田尻は、資料5-1の「令和3年度大学等及び文化庁届出受理日本語教師養成機関実態調査結果概要」5-2の「令和3年度日本語教育機関における自己点検・評価等に関する実態調査結果概要」にまず注目しました。例えば、前者の「修了者の進路」に、令和2年度の大学で日本語教師養成課程修了者で日本語教育関連に進んだ者は、わずかに4.9%に過ぎないという驚くべき実態が報告されています。つまり、大学の日本語教師養成課程は、日本語教師養成の課程になっていないことを示しています。大学学部の教育課程で必須の教育内容に対応していない大学や検討中の大学が一定数あるのも驚きます。これらの数字を、大学で日本語教師養成に関わっている教員は、どのように感じているのでしょう。後者の「基本情報」で、日本語教育機関の株式会社・専修学校・各種学校などの割合もわかります。その他、大事なデータが提出されています。これらのデータが日本語教育関係者の間で話題にならないことのほうが、田尻には不思議です

参考資料23も、大変有用な資料です。現在までの日本語教師養成や日本語教育機関の評価に関する資料が揃っていて、今後の日本語教師の資格や日本語教育機関の評価に関する基礎資料と言えます。日本語教師の年収や大学の留学生別科のことも扱われています。

(4)参議院決算委員会での里見隆治議員の質問

ここまで扱ってきた日本語教師の資格と日本語教育機関の評価のテーマを締めくくるように、6月13日の参議院決算委員会で里見議員が末松文科大臣に質問をしました。委員会を中継していたNHKの画面に「日本語教育」という文字が出たのを見て、やっとここまで来たのかと感慨深いものを感じました。里見議員は、日本語教育推進議連の事務局長です。

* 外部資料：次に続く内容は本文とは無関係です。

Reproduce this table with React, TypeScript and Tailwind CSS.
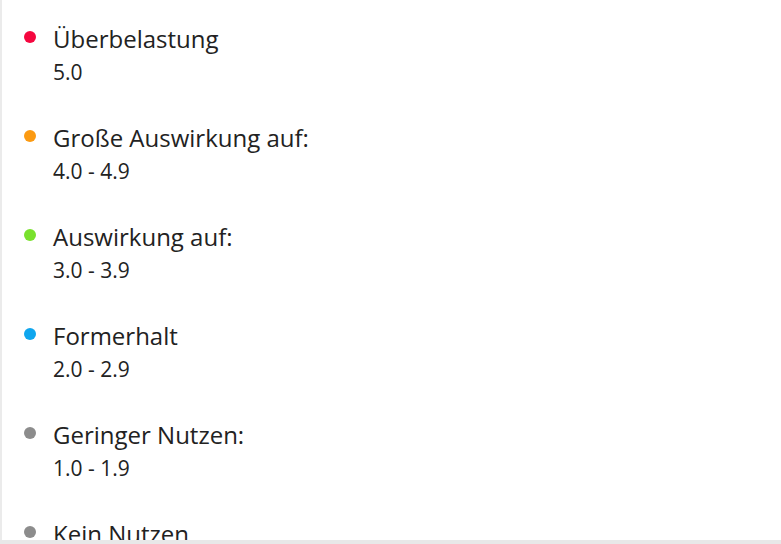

このウェブマガジンのテーマに関係する里見議員の質問は、二つあります。一つは、ウクライナ避難民への支援期間の延長です。もう一つは、日本語教師の国家資格化と日本語教育機関の水準の維持向上を図る認定制度に関する法案提出の必要性です。後者の質問に対して、文科大臣は公明党の要望書を受けて、「新たな法案の提出が必要かと考えております」、「日本語教育の質の維持向上の仕組みの更なる具体化のために有識者会議を設置いたしまして、議論を進めているところでございます」(注:田尻のメモによる)と答えました。この里見議員の質問により文科大臣が日本語教育の法案提出の必要性を認めたことになる大事な発言です。里見議員は、この質問の最後に「早期の法制化を進めていただきたいと思います」と念を押していただきました。残念ながら今通常国会での法案成立はなりませんでしたが、早い機会に日本語教育の法案が国会審議にかかることの目途が立ったと田尻は考えています。決して日本語教育の法案が流れたわけではないことを、このウェブマガジンの読者には記憶してほしいと思っています。

(5)日本語教育の将来像を作る

以上述べたように、日本語教育施策は具体的に形を作りつつあります。日本語教育関係者の中で、この流れに批判的な意見を持っている方は、今こそその意見を発信すべきです。お役所が勝手に施策を作っているから自分は関知しないというような態度は、次に日本語教育を背負っていく世代への無責任な態度と言わざるを得ません。

今こそ、日本語教育関係者が総力を挙げて、新しい日本語教育の世界像を提言すべきと田尻は強く感じています。

今回は、特に「留学」の問題を扱いましたが、現在「就労」や「生活」に関する重要な施策が進んでいます。田尻の能力・体力のこともあり、最近の「未草」の原稿では、この方面の話題を取り上げていません。お伝えしなければいけない情報も、たくさんあります。このようなテーマに取り組む志のある方の出現を期待します。

田尻は、今進められている施策が法制化され、社会で定着するまではがんばろうと思っています。